The owners and players are too arrogant to avoid a long work stoppage, a writer explains.
Arrogance unnecessarily jeopardizes ’11 season
he sad thing about the NFL Players Association’s decertification and the courtroom tempests that are sure to follow is there is nothing fundamentally wrong with the most lucrative sports league in the world.
Sure, NFL players don’t have guaranteed contracts, and the league and union have never done enough to provide for its former stars who took beatings on the field as the sport’s popularity blossomed. But these are not issues at the heart of the dispute between the NFL and the players’ union. The players have long ceded the hammer to the league on contract issues with their refusals to stick together on strikes. As one former player rep once told me 10 years ago: “I’ve got a family. If we had a strike I would seriously consider crossing [the picket line].”
The tradeoff was a general period of peace in which the bonuses paid to players steadily rose and the owners got richer too with sweetheart stadium deals and television contracts too fantastic to be true. Aside from the possible addition of a rookie wage scale that all of America probably believes should be implemented, there is little else in the negotiations that changes the way the NFL is run. Regardless of what comes out of court rulings in the next few months, the players will still get big bonuses without guaranteed contracts and the owners will continue to get rich.
In the end, the only reason to potentially blow up the season was hubris. Once more, the arrogance of the NFL’s owners rose with their refusal to completely open their books. And the union, which has always operated more like a big business than a benevolent representative of the players’ interests, walked away in a snit.
It is for this we might not have football this year.
Aside from the player safety issue surrounding the 18-game season discussion, there is no long-term structural good that was going to come from these labor negotiations. The primary issue was always how two parties could split $1 billion in particular of the overall $9 billion pie. And while $1 billion is an awful lot of money, the math should not have been difficult in a league where so many people are getting rich.

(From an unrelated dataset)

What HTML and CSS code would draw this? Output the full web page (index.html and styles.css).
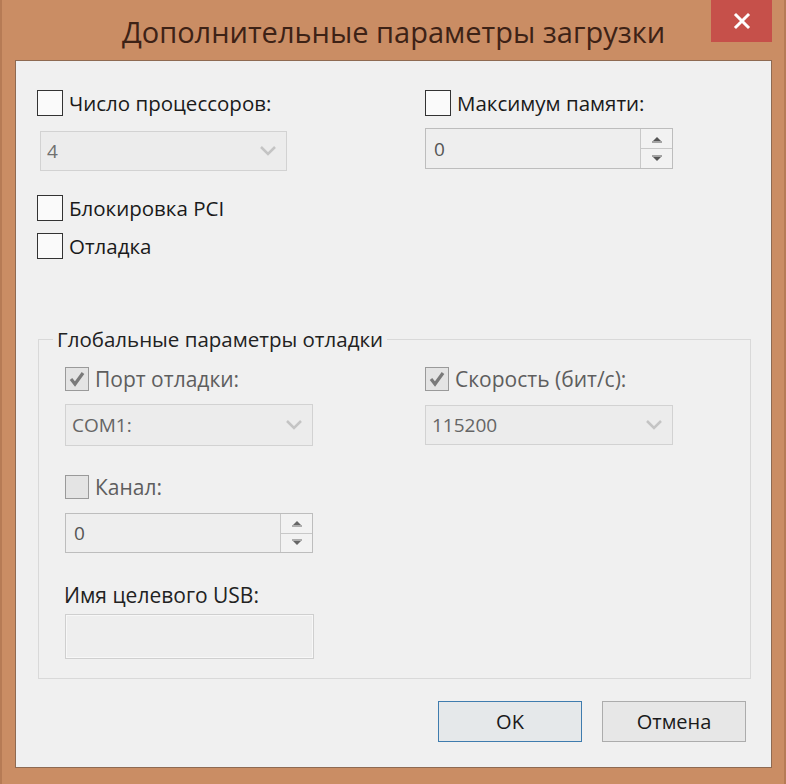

What’s going on in the NFL is nothing like what happened six years ago in the NHL where the union fought the creation of a salary cap or in Major League Baseball’s many strikes where the union repeatedly showed its resolve. In a few months the NBA will embark upon a labor dispute that will challenge the framework of the entire league. As one team executive recently said: “[NBA commissioner] David Stern is going to break the players and then when he’s broken them he’s going to break them some more.”
The NFL does not face such issues. The union long ago lost the war when it agreed to a hard salary cap – anything it does now is about proving to the players that it can keep delivering a few more dollars each season. And commissioner Roger Goodell has the respect of his owners, so he doesn’t need to prove himself the way Stern must to his uneasy constituency.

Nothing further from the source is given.